I have such stochastic process with which I struggle all day, finally I found 2 mistakes, however answer is still unsatisfying. $$X_t = atW_t^2 – \int_0^t(W_s^2+s)ds,$$
I need to check if it is a martingale.
I simply write Ito formula for $X_t(t,W_t,S_t)$, where I denote by $S_t = \int_0^tW_s^2ds$.
So I apply it, and get:
$$dX_t= (aW_t^2 – t -W_t^2 +at )dt + 2atW_tdW_t,$$
I pick function $f_t$, which should be equal to zero if the process is a martingale.
$$aW_t^2 – t -W_t^2 +at = 0,$$
so my $a$ is $a = 1$.
BUT!
I have decided to check it substituting the $a$ into the $X_t$ and calculating expectation(using martingale property ($\mathbb{E}(X_t \mid \mathcal{F_s}) = X_s$), and I get problems.
As far as I understand I should get:
$$\mathbb{E} \left(tW_t^2- \int_0^t(W_s^2+s)ds \mid \mathcal{F_s} \right) = sW_s^2 – \int_0^s(W_u^2+u)du$$
But what I get is:
$$\mathbb{E}(tW_t^2 \mid \mathcal{F_s})=tW_s^2 + t^2 -ts$$
$$\mathbb{E} \left( \int_0^tW_s^2ds \mid \mathcal{F_s} \right)= \int_0^sW_u^2du +st -s^2$$
$$\mathbb{E} \left(t- \int_0^tsds \mid \mathcal{F_s} \right) = t – t^2/2$$
Substituting:
$$\mathbb{E} \left(tW_t^2 – \int_0^t(W_s^2+s)ds \mid \mathcal{F_s} \right) = tW_s^2 + t^2 -ts – \int_0^sW_u^2du – st + s^2 -t^2/2$$
which is does not look like needed:
\begin{align}
\mathbb{E} \left(tW_t^2- \int_0^t(W_s^2+s)ds \mid \mathcal{F_s} \right) &= sW_s^2 – \int_0^sW_u^2du – s^2/2\\
& = tW_s^2 – \int_0^sW_u^2du+ s^2 – 2st +t^2/2
\end{align}
Best Answer
Without your (detailed) calculations it is hard to say what you did wrong.
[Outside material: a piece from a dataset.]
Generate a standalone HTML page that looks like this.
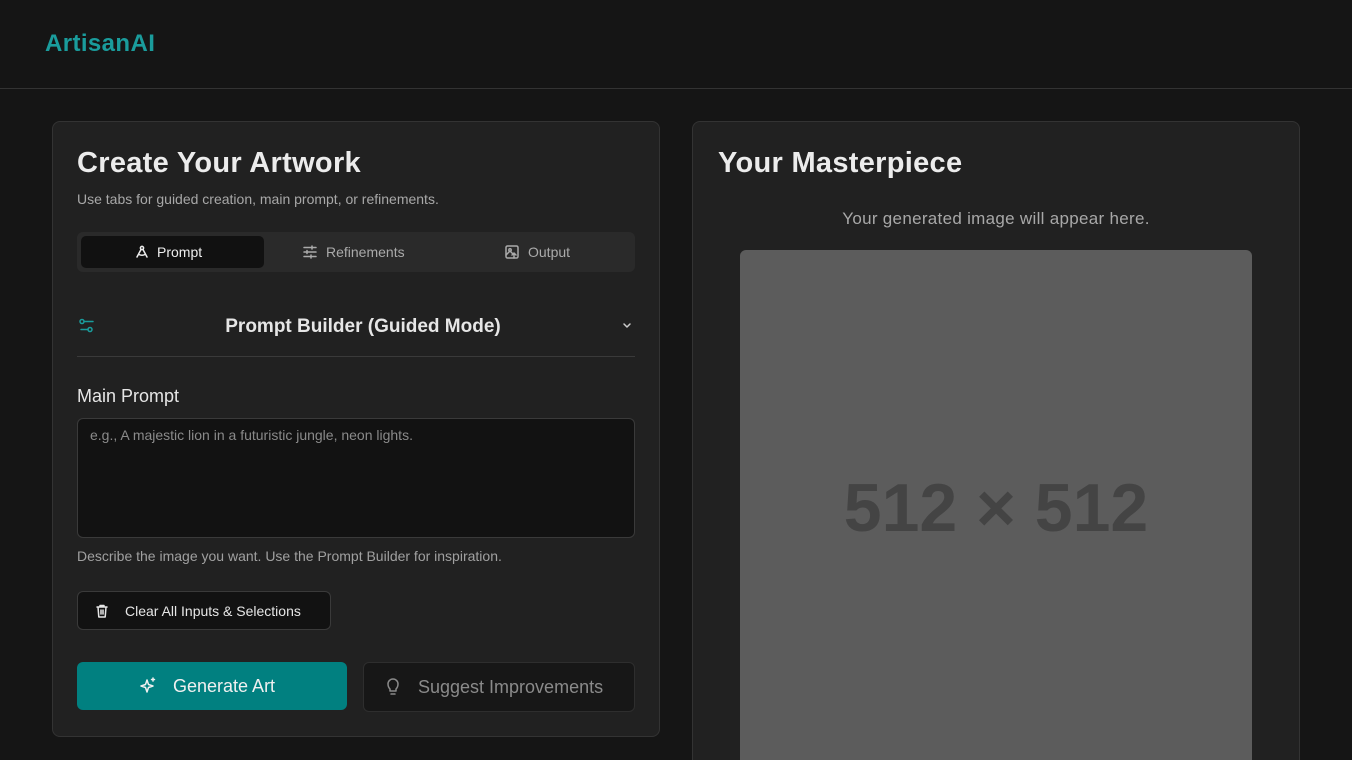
<!DOCTYPE html>
<html style="height:760px;overflow:hidden"><head><style>
*{box-sizing:border-box;margin:0;padding:0}
body{width:1352px;height:760px;overflow:hidden;background:#151515;font-family:"Liberation Sans",sans-serif;color:#e8e8e8;position:relative}
.hdr{height:89px;border-bottom:1px solid #333;position:relative}
.logo{position:absolute;left:45px;top:30px;font-size:24px;font-weight:bold;color:#1a9c9c;letter-spacing:0.4px}
.card{position:absolute;top:121px;background:#212121;border:1px solid #333;border-radius:8px}
.a{position:absolute}
.icon{stroke:currentColor;fill:none;stroke-width:1.5;stroke-linecap:round;stroke-linejoin:round}
</style></head><body>
<div class="hdr"><div class="logo">ArtisanAI</div></div>
<div class="card" style="left:52px;width:608px;height:616px">
 <div class="a" style="left:24px;top:25px;font-size:29px;font-weight:bold;color:#ececec;letter-spacing:0.3px">Create Your Artwork</div>
 <div class="a" style="left:24px;top:69px;font-size:14px;color:#a8a8a8">Use tabs for guided creation, main prompt, or refinements.</div>
 <div class="a" style="left:24px;top:110px;width:558px;height:40px;background:#2a2a2a;border-radius:6px">
  <div class="a" style="left:4px;top:4px;width:183px;height:32px;background:#111;border-radius:5px"></div>
  <div class="a" style="left:58px;top:12px;font-size:14px;color:#eee"><svg class="icon" width="14" height="14" viewBox="0 0 14 14" style="vertical-align:-2px;margin-right:8px"><circle cx="7" cy="3" r="1.6"/><path d="M6 4.5L2 12M8 4.5L12 12M4 9.5q3 1.5 6 0"/></svg>Prompt</div>
  <div class="a" style="left:226px;top:12px;font-size:14px;color:#aaa"><svg class="icon" width="14" height="14" viewBox="0 0 14 14" style="vertical-align:-2px;margin-right:9px"><path d="M1 2.5h12M1 7h12M1 11.5h12M9 1v3M4 5.5v3M8 10v3"/></svg>Refinements</div>
  <div class="a" style="left:428px;top:12px;font-size:14px;color:#aaa"><svg class="icon" width="14" height="14" viewBox="0 0 14 14" style="vertical-align:-2px;margin-right:9px"><rect x="1" y="1" width="12" height="12" rx="1.5"/><circle cx="5" cy="5" r="1.2"/><path d="M1 10l4-4 3 3M9 13v-4M7 10l2-2 2 2"/></svg>Output</div>
 </div>
 <svg class="a icon" style="left:26px;top:196px;color:#1a9c9c" width="16" height="16" viewBox="0 0 16 16"><circle cx="3" cy="3.5" r="2"/><circle cx="11" cy="11.5" r="2"/><path d="M5 3.5h9M2 11.5h7"/></svg>
 <div class="a" style="left:0;width:620px;top:194px;text-align:center;font-size:19px;font-weight:bold;color:#e6e6e6">Prompt Builder (Guided Mode)</div>
 <svg class="a icon" style="left:568px;top:200px;color:#ccc" width="12" height="8" viewBox="0 0 12 8"><path d="M3 2l3 3 3-3"/></svg>
 <div class="a" style="left:24px;top:234px;width:558px;height:1px;background:#3a3a3a"></div>
 <div class="a" style="left:24px;top:264px;font-size:18px;color:#e6e6e6">Main Prompt</div>
 <div class="a" style="left:24px;top:296px;width:558px;height:120px;background:#121212;border:1px solid #3a3a3a;border-radius:6px;padding:8px 12px;font-size:14px;color:#8a8a8a">e.g., A majestic lion in a futuristic jungle, neon lights.</div>
 <div class="a" style="left:24px;top:426px;font-size:14px;color:#a0a0a0">Describe the image you want. Use the Prompt Builder for inspiration.</div>
 <div class="a" style="left:24px;top:469px;width:254px;height:39px;background:#121212;border:1px solid #3a3a3a;border-radius:6px;font-size:14px;color:#e6e6e6;padding:11px 0 0 17px"><svg class="icon" width="14" height="14" viewBox="0 0 14 14" style="vertical-align:-2px;margin-right:16px"><path d="M2 3h10M5 3V1.5h4V3M3 3l.8 10h6.4L11 3M6 6v4M8 6v4"/></svg>Clear All Inputs &amp; Selections</div>
 <div class="a" style="left:24px;top:540px;width:270px;height:48px;background:#018080;border-radius:6px;font-size:18px;color:#f0f0f0;padding:14px 0 0 62px"><svg class="icon" width="18" height="18" viewBox="0 0 18 18" style="vertical-align:-3px;margin-right:16px"><path d="M8 3l1.5 4.5L14 9l-4.5 1.5L8 15l-1.5-4.5L2 9l4.5-1.5z"/><path d="M14 1v3M12.5 2.5h3"/></svg>Generate Art</div>
 <div class="a" style="left:310px;top:540px;width:272px;height:50px;background:#171717;border:1px solid #2e2e2e;border-radius:6px;font-size:18px;color:#8a8a8a;padding:14px 0 0 22px"><svg class="icon" width="14" height="18" viewBox="0 0 14 18" style="vertical-align:-3px;margin-right:18px"><path d="M4 11q-2-2-2-5a5 5 0 0110 0q0 3-2 5v2H4zM5 16h4"/></svg>Suggest Improvements</div>
</div>
<div class="card" style="left:692px;width:608px;height:639px;border-bottom:none;border-radius:8px 8px 0 0">
 <div class="a" style="left:25px;top:25px;font-size:29px;font-weight:bold;color:#ececec;letter-spacing:0.3px">Your Masterpiece</div>
 <div class="a" style="left:0;width:606px;top:87px;text-align:center;font-size:17px;color:#a8a8a8;letter-spacing:0.3px">Your generated image will appear here.</div>
 <div class="a" style="left:47px;top:128px;width:512px;height:520px;background:#5c5c5c;border-radius:6px"></div>
 <div class="a" style="left:47px;width:512px;top:347px;text-align:center;font-size:68px;font-weight:bold;color:#444">512 × 512</div>
</div>
</body></html>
So let's do it step by step:
It is not difficult to check that $(W_t^2-t)$ is a martingale. Therefore, we have
$$\begin{align*} \mathbb{E}(t W_t^2 \mid \mathcal{F}_s) &= t \mathbb{E}((W_t^2-t)+t) \mid \mathcal{F}_s) \\ &= t (W_s^2-s+t) = t W_s^2 + t^2-ts. \end{align*}$$
That agrees with your result for this term. Now the next one.
$$\begin{align*} \mathbb{E} \left( \int_0^t W_u^2 \, du \mid \mathcal{F}_s \right) &= \int_0^s W_u^2 \, du + \mathbb{E} \left( \int_s^t W_u^2 \, du \mid \mathcal{F}_s \right) \\ &= \int_0^s W_u^2 \, du + \mathbb{E} \left( \int_s^t ((W_u-W_s)+W_s)^2 \, du \mid \mathcal{F}_s \right) \\ &= \int_0^s W_u^2 \, du + \int_s^t \mathbb{E}((W_u-W_s)^2) \, du + 2W_s \int_s^t \underbrace{\mathbb{E}(W_u-W_s)}_{0} \, du \\ &\quad + W_s^2 (t-s) \\ &= \int_0^s W_u^2 \, du + \int_s^t (u-s) \, du + W_s^2 (t-s) \\ &= \int_0^s W_u^2 \, du + \frac{(t-s)^2}{2} + W_s^2 (t-s). \end{align*}$$
This is different from your result. The third one is again correct. Adding all up, we get
$$\begin{align*} \mathbb{E}(X_t \mid \mathcal{F}_s) &= t W_s^2 + t^2-ts - \left( \int_0^s W_u^2 \, du + \frac{(t-s)^2}{2} + W_s^2 (t-s) \right) - \frac{t^2}{2} \\ &= s W_s^2 - \int_0^s (W_u^2-u) \, du = X_s \end{align*}$$